Family and Domestic Violence Leave

From 1 August 2018, all award covered employees are entitled to five days unpaid family and domestic violence leave.

Background

As part of the four yearly review of modern awards, the Australian Council of Trade Unions (ACTU) made a claim to provide all employees experiencing family and domestic violence with 10 days of paid leave.

On 3 July 2017, the Full Bench of the Fair Work Commission rejected the ACTU’s claim for paid leave, but expressed a preliminary view that unpaid leave should be available. On 26 March 2018, the Full Bench confirmed this view, deciding to provide five days unpaid leave to all award employees experiencing and needing to deal with the impact of family and domestic violence. In making its decision, the Full Bench said:

“Retaining employment is an important pathway out of violent relationships … Absent an entitlement to unpaid family and domestic violence leave, employees will be reliant on the goodwill of their employer.”

On 6 July 2018, the Full Bench delivered a decision finalising the content of the term for unpaid family and domestic violence leave to be inserted into all Modern Awards.

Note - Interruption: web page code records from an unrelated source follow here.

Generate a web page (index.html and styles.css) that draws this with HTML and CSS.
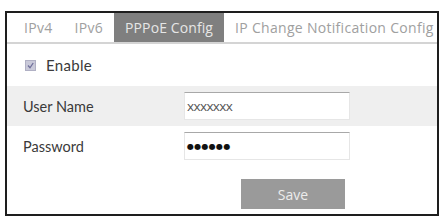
FILE: index.html
```html
<!DOCTYPE html>
<html>
<head>
<meta charset="utf-8">
<link rel="stylesheet" href="styles.css">
</head>
<body>
<div class="panel">
  <div class="tabs">
    <div class="tab">IPv4</div>
    <div class="tab">IPv6</div>
    <div class="tab active">PPPoE Config</div>
    <div class="tab">IP Change Notification Config</div>
  </div>
  <div class="enable-row">
    <span class="checkbox"><svg viewBox="0 0 9 9" width="9" height="9"><path d="M2 4.5 L4 6.8 L7.2 2" fill="none" stroke="#6f6f9a" stroke-width="1.3"/></svg></span>
    <span class="enable-label">Enable</span>
  </div>
  <div class="row shaded">
    <span class="label">User Name</span>
    <div class="input">xxxxxxx</div>
  </div>
  <div class="row">
    <span class="label">Password</span>
    <div class="input pw">●●●●●●</div>
  </div>
  <div class="actions">
    <div class="btn">Save</div>
  </div>
</div>
</body>
</html>
```
FILE: styles.css
```css
html, body {
  margin: 0;
  padding: 0;
  background: #fff;
}
body {
  font-family: "Open Sans", "Noto Sans", sans-serif;
  color: #333;
}
.panel {
  margin: 11px 0 0 5px;
  width: 430px;
  height: 201px;
  border: 2px solid #1e1e1e;
  display: flex;
  flex-direction: column;
}
.tabs {
  display: flex;
  height: 29px;
  border-bottom: 2px solid #d4d4d4;
  padding-left: 6px;
  align-items: stretch;
}
.tab {
  display: flex;
  align-items: center;
  padding: 0 11px;
  font-size: 14px;
  color: #a0a0a0;
  white-space: nowrap;
  letter-spacing: 0.3px;
}
.tab.active {
  background: #7f7f7f;
  color: #e6e6e6;
  letter-spacing: 0.1px;
}
.enable-row {
  height: 42px;
  display: flex;
  align-items: center;
  padding-left: 18px;
  gap: 10px;
}
.checkbox {
  width: 9px;
  height: 9px;
  background: #c9c9d9;
  border: 1px solid #b0b0c4;
  display: flex;
}
.enable-label {
  font-family: "Lato", sans-serif;
  font-size: 15px;
  color: #3a3a3a;
  letter-spacing: 0.3px;
}
.row {
  height: 40px;
  display: flex;
  align-items: center;
  padding-left: 16px;
}
.row.shaded {
  background: #efefef;
}
.label {
  width: 161px;
  font-family: "Lato", sans-serif;
  font-size: 14.5px;
  letter-spacing: 0px;
  color: #3a3a3a;
}
.input {
  width: 162px;
  height: 26px;
  background: #fff;
  border: 1px solid #e6e6e6;
  border-top-color: #a8a8a8;
  display: flex;
  align-items: center;
  padding-left: 2px;
  font-size: 13.5px;
  color: #555;
  letter-spacing: -0.6px;
}
.input.pw {
  font-family: "DejaVu Sans", sans-serif;
  font-size: 8px;
  color: #111;
  letter-spacing: 0.3px;
}
.actions {
  display: flex;
  padding: 13px 0 0 234px;
}
.btn {
  width: 104px;
  height: 30px;
  background: #9a9a9a;
  color: #ececec;
  font-size: 14px;
  display: flex;
  align-items: center;
  justify-content: center;
}
```
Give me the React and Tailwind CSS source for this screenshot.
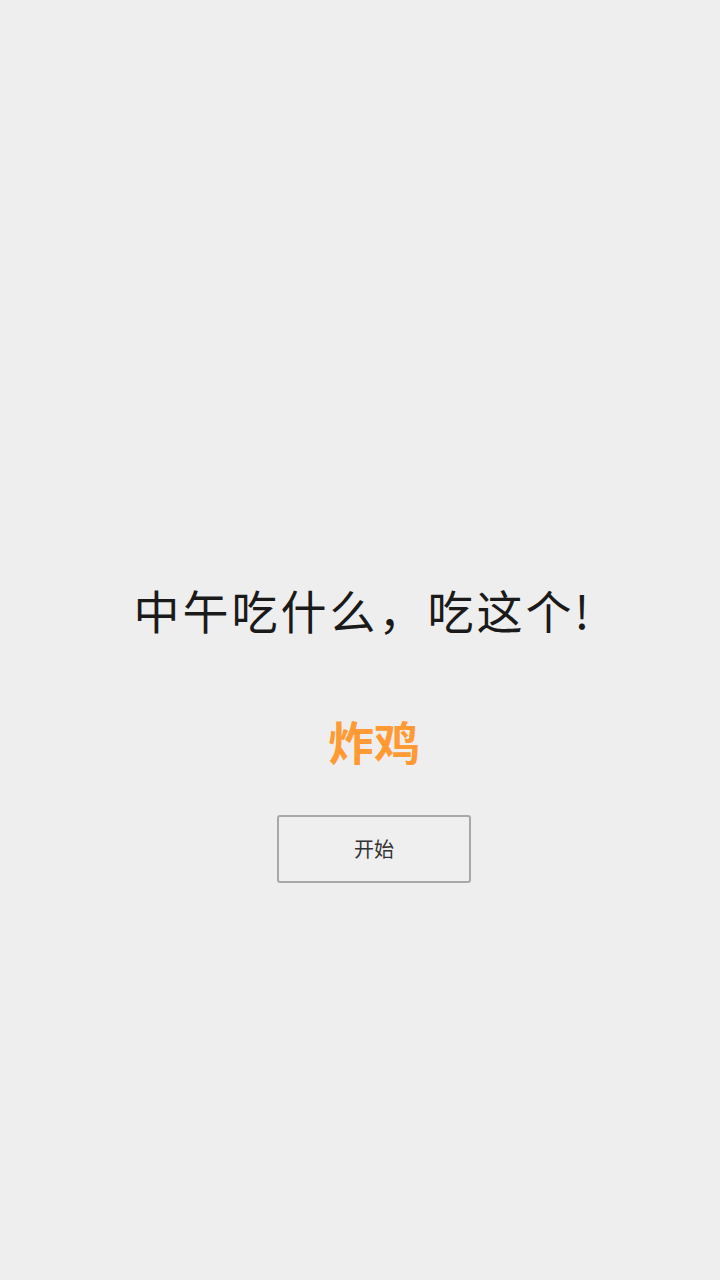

Further to that decision, on 27 July 2018, the Full Bench issued Determinations which vary all Modern Awards by inserting the approved term. The Determinations provide for the new entitlement to come into effect at the start of the first full pay period that commences on or after 1 August 2018.

The Determinations

The Determinations provide:

  • five days’ unpaid leave to deal with family and domestic violence for permanent and casual employees;
  • the leave is available if it would be impractical for the employee to deal with the impact of the family and domestic violence outside their ordinary work hours;
  • the five days is available at the start of each 12 month period of the employee’s employment and does not accumulate from year to year;
  • by agreement between the employer and the employee, the period of unpaid leave may be less than a day or more than five days;
  • the leave does not count as service, but does not break the continuity of service;
  • the employee must give notice of the leave as soon as practicable to the employer and advise the employer of the expected duration of the leave;
  • the employer may require evidence that would satisfy a reasonable person that the leave is being requested to deal with family and domestic violence;
  • employers must take steps to ensure that the notice and evidence of taking leave is treated confidentially.

Next Steps

Employers are not required to provide this new entitlement to non-award covered employees. However, now that a standard has been set, “employers of choice” are likely to follow, to the extent they have not already conferred an entitlement like this on their employees.

The Federal Government has foreshadowed legislation extending this entitlement to all employees in Australia covered by the Fair Work Act 2009.